▸ GOAL: Return each line of the records with nothing changed, pictures excepted.

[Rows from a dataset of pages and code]
-------
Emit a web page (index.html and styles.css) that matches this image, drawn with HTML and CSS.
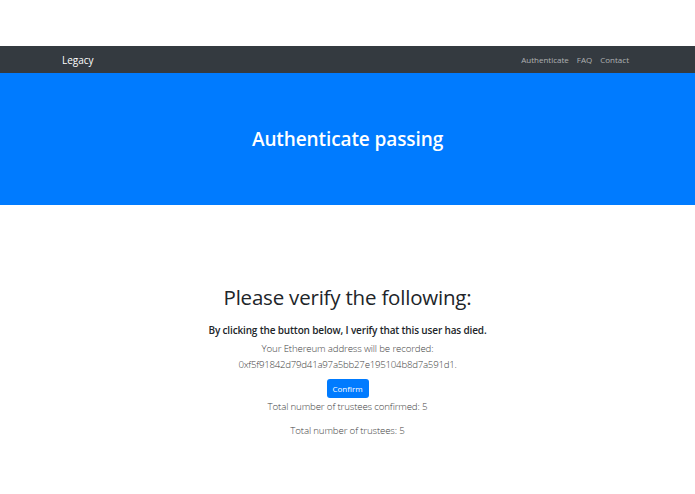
FILE: index.html
```html
<!DOCTYPE html>
<html>
<head>
<meta charset="utf-8">
<link rel="stylesheet" href="styles.css">
</head>
<body>
<div class="topgap"></div>
<nav class="navbar">
  <a class="brand">Legacy</a>
  <div class="links">
    <a>Authenticate</a>
    <a>FAQ</a>
    <a>Contact</a>
  </div>
</nav>
<header class="hero">
  <h1>Authenticate passing</h1>
</header>
<main class="content">
  <h2>Please verify the following:</h2>
  <p class="strong">By clicking the button below, I verify that this user has died.</p>
  <p class="light">Your Ethereum address will be recorded:<br><span class="addr">0xf5f91842d79d41a97a5bb27e195104b8d7a591d1.</span></p>
  <button class="btn">Confirm</button>
  <p class="light count">Total number of trustees confirmed: 5</p>
  <p class="light count2">Total number of trustees: 5</p>
</main>
</body>
</html>
```
FILE: styles.css
```css
body {
  margin: 0;
  font-family: "Open Sans", "Noto Sans", sans-serif;
  color: #212529;
  background: #fff;
}
.topgap { height: 46px; }
.navbar {
  height: 27px;
  background: #343a40;
  display: flex;
  align-items: center;
  justify-content: space-between;
  padding: 0 66px 0 62px;
}
.brand { color: #fff; font-size: 10px; }
.links { display: flex; gap: 8px; }
.links a { color: rgba(255,255,255,0.6); font-size: 8px; }
.hero {
  background: #007bff;
  height: 132px;
  display: flex;
  align-items: center;
  justify-content: center;
}
.hero h1 {
  margin: 0;
  color: #fff;
  font-size: 19px;
  font-weight: 600;
  letter-spacing: -0.1px;
}
.content {
  display: flex;
  flex-direction: column;
  align-items: center;
  padding-top: 78px;
  text-align: center;
}
.content h2 {
  margin: 0 0 12px;
  font-size: 20.5px;
  font-weight: 500;
  letter-spacing: -0.2px;
}
.strong {
  margin: 0 0 4px;
  font-size: 10px;
  font-weight: 600;
  letter-spacing: -0.15px;
}
.light {
  margin: 0;
  font-size: 9.7px;
  font-weight: 300;
  letter-spacing: -0.15px;
  color: #444;
  line-height: 16px;
}
.addr { letter-spacing: -0.25px; }
.btn {
  margin-top: 6px;
  background: #007bff;
  color: #fff;
  border: none;
  border-radius: 3px;
  font-family: inherit;
  font-size: 8px;
  width: 42px;
  height: 19px;
  padding: 0;
}
.count { margin-top: 1px; }
.count2 { margin-top: 8px; }
```
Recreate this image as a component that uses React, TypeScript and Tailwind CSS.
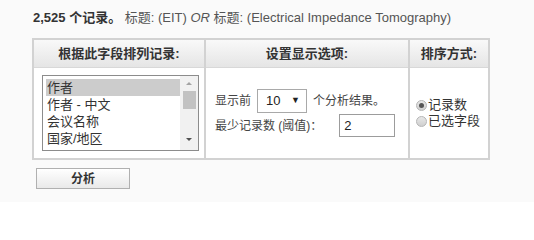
import React from "react";

const cjk = { fontFamily: '"Liberation Sans", "Noto Sans CJK SC", sans-serif' };

function ListBox() {
  const items = ["作者", "作者 - 中文", "会议名称", "国家/地区"];
  return (
    <div className="flex h-[76px] w-[157px] overflow-hidden border border-[#8c8c8c] bg-white">
      <div className="flex-1 pl-[3px] pt-[3px]">
        {items.map((t, i) => (
          <div
            key={t}
            className={
              "h-[17px] pl-[1px] text-[13px] leading-[17px] text-[#333] " +
              (i === 0 ? "bg-[#cccccc]" : "")
            }
          >
            {t}
          </div>
        ))}
      </div>
      <div className="flex w-[18px] flex-col items-center bg-[#f1f1f1] pt-[6px]">
        <div className="h-0 w-0 border-x-[3px] border-b-[3px] border-x-transparent border-b-[#a3a3a3]" />
        <div className="mt-[6px] h-[18px] w-[13px] bg-[#c2c2c2]" />
        <div className="mt-[29px] h-0 w-0 border-x-[3px] border-t-[3px] border-x-transparent border-t-[#505050]" />
      </div>
    </div>
  );
}

function Radio({ checked }: { checked: boolean }) {
  return (
    <span className="relative mr-[1px] inline-flex h-[11px] w-[11px] items-center justify-center rounded-full border border-[#b5b5b5] bg-linear-to-b from-[#e8e8e8] to-[#cfcfcf]">
      {checked && <span className="h-[5px] w-[5px] rounded-full bg-[#555]" />}
    </span>
  );
}

export default function App() {
  return (
    <div className="h-[202px] w-[534px] bg-[#fafafa] pl-[32px] pt-[9px] text-[#333]" style={cjk}>
      <div className="h-[18px] whitespace-nowrap pl-[1px] text-[13px] leading-[18px] text-[#555]">
        <span className="font-bold text-[#333]">2,525 个记录。</span> 标题: (EIT) <i>OR</i> 标题: (Electrical Impedance Tomography)
      </div>
      <div className="mt-[11px] flex h-[122px] w-[458px] border-2 border-[#d2d2d2] bg-white">
        <div className="flex w-[170px] flex-col">
          <div className="flex h-[28px] items-center justify-center border-b border-[#d8d8d8] bg-linear-to-b from-[#f9f9f9] to-[#e5e5e5] text-[13px] font-bold">
            根据此字段排列记录:
          </div>
          <div className="flex flex-1 items-center pl-[8px]">
            <ListBox />
          </div>
        </div>
        <div className="flex w-[204px] flex-col border-l-2 border-[#d2d2d2]">
          <div className="flex h-[28px] items-center justify-center border-b border-[#d8d8d8] bg-linear-to-b from-[#f9f9f9] to-[#e5e5e5] text-[13px] font-bold">
            设置显示选项:
          </div>
          <div className="flex flex-1 flex-col justify-center pl-[9px] text-[12px] text-[#444]">
            <div className="flex items-center">
              <span>显示前</span>
              <span className="ml-[6px] flex h-[24px] w-[50px] items-center justify-between border border-[#a9a9a9] bg-white pl-[8px] pr-[6px] text-[13px] text-[#222]">
                <span>10</span>
                <span className="text-[9px]">▼</span>
              </span>
              <span className="ml-[6px]">个分析结果。</span>
            </div>
            <div className="mt-[1px] flex items-center">
              <span>最少记录数 (阈值)：</span>
              <span className="ml-[17px] flex h-[23px] w-[56px] items-center border border-[#9c9c9c] bg-white pl-[4px] text-[13px] text-[#222]">
                2
              </span>
            </div>
          </div>
        </div>
        <div className="flex flex-1 flex-col border-l-2 border-[#d2d2d2]">
          <div className="flex h-[28px] items-center justify-center border-b border-[#d8d8d8] bg-linear-to-b from-[#f9f9f9] to-[#e5e5e5] text-[13px] font-bold">
            排序方式:
          </div>
          <div className="flex flex-1 flex-col justify-center pl-[6px] text-[13px] leading-[16px] text-[#333]">
            <div className="flex items-center">
              <Radio checked />
              <span>记录数</span>
            </div>
            <div className="flex items-center">
              <Radio checked={false} />
              <span>已选字段</span>
            </div>
          </div>
        </div>
      </div>
      <div className="ml-[4px] mt-[8px] flex h-[21px] w-[94px] items-center justify-center border border-[#b0b0b0] bg-linear-to-b from-[#ffffff] to-[#e9e9e9] text-[12px] font-bold text-[#333]">
        分析
      </div>
    </div>
  );
}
-------
▸ WRITTEN RESPONSE:
Emit a web page (index.html and styles.css) that matches this image, drawn with HTML and CSS.
FILE: index.html
```html
<!DOCTYPE html>
<html>
<head>
<meta charset="utf-8">
<link rel="stylesheet" href="styles.css">
</head>
<body>
<div class="topgap"></div>
<nav class="navbar">
  <a class="brand">Legacy</a>
  <div class="links">
    <a>Authenticate</a>
    <a>FAQ</a>
    <a>Contact</a>
  </div>
</nav>
<header class="hero">
  <h1>Authenticate passing</h1>
</header>
<main class="content">
  <h2>Please verify the following:</h2>
  <p class="strong">By clicking the button below, I verify that this user has died.</p>
  <p class="light">Your Ethereum address will be recorded:<br><span class="addr">0xf5f91842d79d41a97a5bb27e195104b8d7a591d1.</span></p>
  <button class="btn">Confirm</button>
  <p class="light count">Total number of trustees confirmed: 5</p>
  <p class="light count2">Total number of trustees: 5</p>
</main>
</body>
</html>
```
FILE: styles.css
```css
body {
  margin: 0;
  font-family: "Open Sans", "Noto Sans", sans-serif;
  color: #212529;
  background: #fff;
}
.topgap { height: 46px; }
.navbar {
  height: 27px;
  background: #343a40;
  display: flex;
  align-items: center;
  justify-content: space-between;
  padding: 0 66px 0 62px;
}
.brand { color: #fff; font-size: 10px; }
.links { display: flex; gap: 8px; }
.links a { color: rgba(255,255,255,0.6); font-size: 8px; }
.hero {
  background: #007bff;
  height: 132px;
  display: flex;
  align-items: center;
  justify-content: center;
}
.hero h1 {
  margin: 0;
  color: #fff;
  font-size: 19px;
  font-weight: 600;
  letter-spacing: -0.1px;
}
.content {
  display: flex;
  flex-direction: column;
  align-items: center;
  padding-top: 78px;
  text-align: center;
}
.content h2 {
  margin: 0 0 12px;
  font-size: 20.5px;
  font-weight: 500;
  letter-spacing: -0.2px;
}
.strong {
  margin: 0 0 4px;
  font-size: 10px;
  font-weight: 600;
  letter-spacing: -0.15px;
}
.light {
  margin: 0;
  font-size: 9.7px;
  font-weight: 300;
  letter-spacing: -0.15px;
  color: #444;
  line-height: 16px;
}
.addr { letter-spacing: -0.25px; }
.btn {
  margin-top: 6px;
  background: #007bff;
  color: #fff;
  border: none;
  border-radius: 3px;
  font-family: inherit;
  font-size: 8px;
  width: 42px;
  height: 19px;
  padding: 0;
}
.count { margin-top: 1px; }
.count2 { margin-top: 8px; }
```
Recreate this image as a component that uses React, TypeScript and Tailwind CSS.
import React from "react";

const cjk = { fontFamily: '"Liberation Sans", "Noto Sans CJK SC", sans-serif' };

function ListBox() {
  const items = ["作者", "作者 - 中文", "会议名称", "国家/地区"];
  return (
    <div className="flex h-[76px] w-[157px] overflow-hidden border border-[#8c8c8c] bg-white">
      <div className="flex-1 pl-[3px] pt-[3px]">
        {items.map((t, i) => (
          <div
            key={t}
            className={
              "h-[17px] pl-[1px] text-[13px] leading-[17px] text-[#333] " +
              (i === 0 ? "bg-[#cccccc]" : "")
            }
          >
            {t}
          </div>
        ))}
      </div>
      <div className="flex w-[18px] flex-col items-center bg-[#f1f1f1] pt-[6px]">
        <div className="h-0 w-0 border-x-[3px] border-b-[3px] border-x-transparent border-b-[#a3a3a3]" />
        <div className="mt-[6px] h-[18px] w-[13px] bg-[#c2c2c2]" />
        <div className="mt-[29px] h-0 w-0 border-x-[3px] border-t-[3px] border-x-transparent border-t-[#505050]" />
      </div>
    </div>
  );
}

function Radio({ checked }: { checked: boolean }) {
  return (
    <span className="relative mr-[1px] inline-flex h-[11px] w-[11px] items-center justify-center rounded-full border border-[#b5b5b5] bg-linear-to-b from-[#e8e8e8] to-[#cfcfcf]">
      {checked && <span className="h-[5px] w-[5px] rounded-full bg-[#555]" />}
    </span>
  );
}

export default function App() {
  return (
    <div className="h-[202px] w-[534px] bg-[#fafafa] pl-[32px] pt-[9px] text-[#333]" style={cjk}>
      <div className="h-[18px] whitespace-nowrap pl-[1px] text-[13px] leading-[18px] text-[#555]">
        <span className="font-bold text-[#333]">2,525 个记录。</span> 标题: (EIT) <i>OR</i> 标题: (Electrical Impedance Tomography)
      </div>
      <div className="mt-[11px] flex h-[122px] w-[458px] border-2 border-[#d2d2d2] bg-white">
        <div className="flex w-[170px] flex-col">
          <div className="flex h-[28px] items-center justify-center border-b border-[#d8d8d8] bg-linear-to-b from-[#f9f9f9] to-[#e5e5e5] text-[13px] font-bold">
            根据此字段排列记录:
          </div>
          <div className="flex flex-1 items-center pl-[8px]">
            <ListBox />
          </div>
        </div>
        <div className="flex w-[204px] flex-col border-l-2 border-[#d2d2d2]">
          <div className="flex h-[28px] items-center justify-center border-b border-[#d8d8d8] bg-linear-to-b from-[#f9f9f9] to-[#e5e5e5] text-[13px] font-bold">
            设置显示选项:
          </div>
          <div className="flex flex-1 flex-col justify-center pl-[9px] text-[12px] text-[#444]">
            <div className="flex items-center">
              <span>显示前</span>
              <span className="ml-[6px] flex h-[24px] w-[50px] items-center justify-between border border-[#a9a9a9] bg-white pl-[8px] pr-[6px] text-[13px] text-[#222]">
                <span>10</span>
                <span className="text-[9px]">▼</span>
              </span>
              <span className="ml-[6px]">个分析结果。</span>
            </div>
            <div className="mt-[1px] flex items-center">
              <span>最少记录数 (阈值)：</span>
              <span className="ml-[17px] flex h-[23px] w-[56px] items-center border border-[#9c9c9c] bg-white pl-[4px] text-[13px] text-[#222]">
                2
              </span>
            </div>
          </div>
        </div>
        <div className="flex flex-1 flex-col border-l-2 border-[#d2d2d2]">
          <div className="flex h-[28px] items-center justify-center border-b border-[#d8d8d8] bg-linear-to-b from-[#f9f9f9] to-[#e5e5e5] text-[13px] font-bold">
            排序方式:
          </div>
          <div className="flex flex-1 flex-col justify-center pl-[6px] text-[13px] leading-[16px] text-[#333]">
            <div className="flex items-center">
              <Radio checked />
              <span>记录数</span>
            </div>
            <div className="flex items-center">
              <Radio checked={false} />
              <span>已选字段</span>
            </div>
          </div>
        </div>
      </div>
      <div className="ml-[4px] mt-[8px] flex h-[21px] w-[94px] items-center justify-center border border-[#b0b0b0] bg-linear-to-b from-[#ffffff] to-[#e9e9e9] text-[12px] font-bold text-[#333]">
        分析
      </div>
    </div>
  );
}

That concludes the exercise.